Li este título do Público e achei pouco. Mil livros ardem rápido. Mesmo numa aldeia de 150 habitantes, dificilmente chegarão para um único Inverno.

Ah, esperem, o título tem um sentido figurado. Já percebi, trata-se de uma iniciativa para a promoção da leitura.

Há uns anos, eu próprio tive o gesto romântico de doar uma biblioteca de 500 livros a uma aldeia. A diferença é que naquela época o Público tinha um suplemento literário ao fim-de-semana e falava com frequência de livros na edição diária. Hoje condescende em ter uma ou outra página sobre livros num magro suplemento cultural dominado sobretudo pela música. (A música é, para as últimas gerações de portugueses, mais ou menos intelectualizadas, o que mais conta como cultura, e nem sequer toda a música.)

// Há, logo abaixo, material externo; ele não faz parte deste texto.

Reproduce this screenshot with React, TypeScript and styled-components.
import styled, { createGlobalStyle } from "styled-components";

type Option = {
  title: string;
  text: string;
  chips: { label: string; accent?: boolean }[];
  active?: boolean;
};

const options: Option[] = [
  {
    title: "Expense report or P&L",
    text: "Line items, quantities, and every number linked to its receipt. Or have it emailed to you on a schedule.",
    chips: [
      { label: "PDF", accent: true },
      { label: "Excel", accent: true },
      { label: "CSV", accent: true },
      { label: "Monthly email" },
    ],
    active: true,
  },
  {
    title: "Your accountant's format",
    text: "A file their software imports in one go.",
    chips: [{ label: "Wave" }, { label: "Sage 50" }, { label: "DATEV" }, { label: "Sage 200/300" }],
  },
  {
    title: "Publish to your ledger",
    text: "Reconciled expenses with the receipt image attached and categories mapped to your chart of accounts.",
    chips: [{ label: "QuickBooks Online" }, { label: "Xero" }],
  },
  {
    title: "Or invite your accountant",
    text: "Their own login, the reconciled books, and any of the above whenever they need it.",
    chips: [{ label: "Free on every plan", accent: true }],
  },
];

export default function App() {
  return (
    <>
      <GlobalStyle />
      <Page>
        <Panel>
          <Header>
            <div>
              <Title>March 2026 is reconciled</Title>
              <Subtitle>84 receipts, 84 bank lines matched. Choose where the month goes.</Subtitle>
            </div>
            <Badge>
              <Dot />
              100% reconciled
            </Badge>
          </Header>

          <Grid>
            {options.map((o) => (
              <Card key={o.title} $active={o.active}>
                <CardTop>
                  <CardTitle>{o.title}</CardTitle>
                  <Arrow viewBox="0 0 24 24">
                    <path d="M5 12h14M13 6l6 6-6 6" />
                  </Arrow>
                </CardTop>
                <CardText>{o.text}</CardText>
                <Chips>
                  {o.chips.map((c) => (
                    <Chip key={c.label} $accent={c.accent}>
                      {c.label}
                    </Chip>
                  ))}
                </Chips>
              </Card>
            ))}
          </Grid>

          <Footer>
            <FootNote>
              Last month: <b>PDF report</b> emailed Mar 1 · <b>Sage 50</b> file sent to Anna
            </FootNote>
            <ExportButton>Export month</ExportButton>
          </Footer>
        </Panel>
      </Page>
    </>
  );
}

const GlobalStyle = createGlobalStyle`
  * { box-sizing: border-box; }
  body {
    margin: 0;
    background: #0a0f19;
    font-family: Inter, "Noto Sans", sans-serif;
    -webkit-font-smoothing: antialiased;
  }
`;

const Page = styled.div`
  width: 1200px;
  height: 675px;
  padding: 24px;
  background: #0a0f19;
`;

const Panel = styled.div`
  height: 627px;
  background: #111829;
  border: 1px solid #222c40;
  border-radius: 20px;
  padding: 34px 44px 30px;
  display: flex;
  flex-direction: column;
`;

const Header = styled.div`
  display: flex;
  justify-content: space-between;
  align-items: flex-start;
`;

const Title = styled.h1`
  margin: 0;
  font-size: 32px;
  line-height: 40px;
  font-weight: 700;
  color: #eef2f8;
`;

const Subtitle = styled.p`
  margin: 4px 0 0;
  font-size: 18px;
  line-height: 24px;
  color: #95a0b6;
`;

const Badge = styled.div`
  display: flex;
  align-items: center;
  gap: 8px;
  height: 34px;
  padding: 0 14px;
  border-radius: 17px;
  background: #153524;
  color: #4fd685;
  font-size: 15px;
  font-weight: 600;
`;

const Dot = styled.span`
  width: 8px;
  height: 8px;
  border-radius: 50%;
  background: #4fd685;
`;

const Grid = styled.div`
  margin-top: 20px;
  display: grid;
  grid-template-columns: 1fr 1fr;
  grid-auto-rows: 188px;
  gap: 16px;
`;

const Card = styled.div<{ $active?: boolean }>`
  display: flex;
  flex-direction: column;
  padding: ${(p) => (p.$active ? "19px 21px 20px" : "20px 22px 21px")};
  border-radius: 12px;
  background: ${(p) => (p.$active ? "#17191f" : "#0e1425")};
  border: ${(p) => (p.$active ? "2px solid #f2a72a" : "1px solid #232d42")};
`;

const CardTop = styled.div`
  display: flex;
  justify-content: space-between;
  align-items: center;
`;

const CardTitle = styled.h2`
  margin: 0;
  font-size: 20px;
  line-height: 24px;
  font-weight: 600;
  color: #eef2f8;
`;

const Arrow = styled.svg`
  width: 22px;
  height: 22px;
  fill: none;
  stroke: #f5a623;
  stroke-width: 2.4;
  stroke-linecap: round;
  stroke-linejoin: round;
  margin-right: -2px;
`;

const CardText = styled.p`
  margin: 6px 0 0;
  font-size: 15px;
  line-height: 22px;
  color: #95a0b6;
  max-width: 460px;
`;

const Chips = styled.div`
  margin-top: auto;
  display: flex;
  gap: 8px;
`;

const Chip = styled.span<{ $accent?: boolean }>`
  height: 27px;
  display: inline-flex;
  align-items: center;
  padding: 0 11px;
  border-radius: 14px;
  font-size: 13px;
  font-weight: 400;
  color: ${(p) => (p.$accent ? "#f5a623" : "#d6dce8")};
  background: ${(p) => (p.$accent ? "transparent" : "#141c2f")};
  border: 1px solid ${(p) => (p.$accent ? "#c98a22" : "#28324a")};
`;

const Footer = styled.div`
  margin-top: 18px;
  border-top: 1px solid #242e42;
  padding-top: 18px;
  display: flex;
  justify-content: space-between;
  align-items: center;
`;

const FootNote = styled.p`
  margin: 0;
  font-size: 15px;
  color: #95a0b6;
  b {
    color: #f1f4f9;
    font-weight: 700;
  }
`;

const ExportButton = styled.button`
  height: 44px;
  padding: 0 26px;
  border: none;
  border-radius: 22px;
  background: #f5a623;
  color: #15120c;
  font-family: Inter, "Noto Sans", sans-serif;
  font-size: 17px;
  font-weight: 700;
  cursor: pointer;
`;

É bom que se disponibilizem livros. O que a biblioteca itinerante da Gulbenkian fez pelo desenvolvimento intelectual deste país é impagável. Mas ter livros à mão num ambiente social francamente hostil à leitura pode ser, e infelizmente é demasiadas vezes, pouco mais do que uma inutilidade. Sobretudo quando a hostilidade é velada ou camuflada, não desafia, nem chega a ser hostilidade, mas desprezo, silêncio na melhor das hipóteses, indiferença, geralmente mofa, escárnio, por vezes advertência sincera contra os malefícios da actividade anti-social ou anti-moderna que ler é.

O Público dá esta notícia pelo pitoresco, o quixotesco, não por um real interesse no efeito que mil livros à solta em Pitões das Júnias possam ter. O Público tem suficiente cinismo para saber que nove ou dez metros de estantes caídas do céu pouco valem contra um país cujos media e instituições há muito deixaram de se interessar verdadeiramente pela leitura. Não é impossível que, em Pitões das Júnias ou na Baixa da Banheira, surjam leitores empenhados só porque alguém lhes deixou livros por perto. Essa hipótese basta para que continuemos a simpatizar com iniciativas como a noticiada pelo Público. Mas não ignoraremos que essas pessoas se tornarão leitoras por uma qualquer tendência ou vocação pessoal — e apesar do país em que vivem.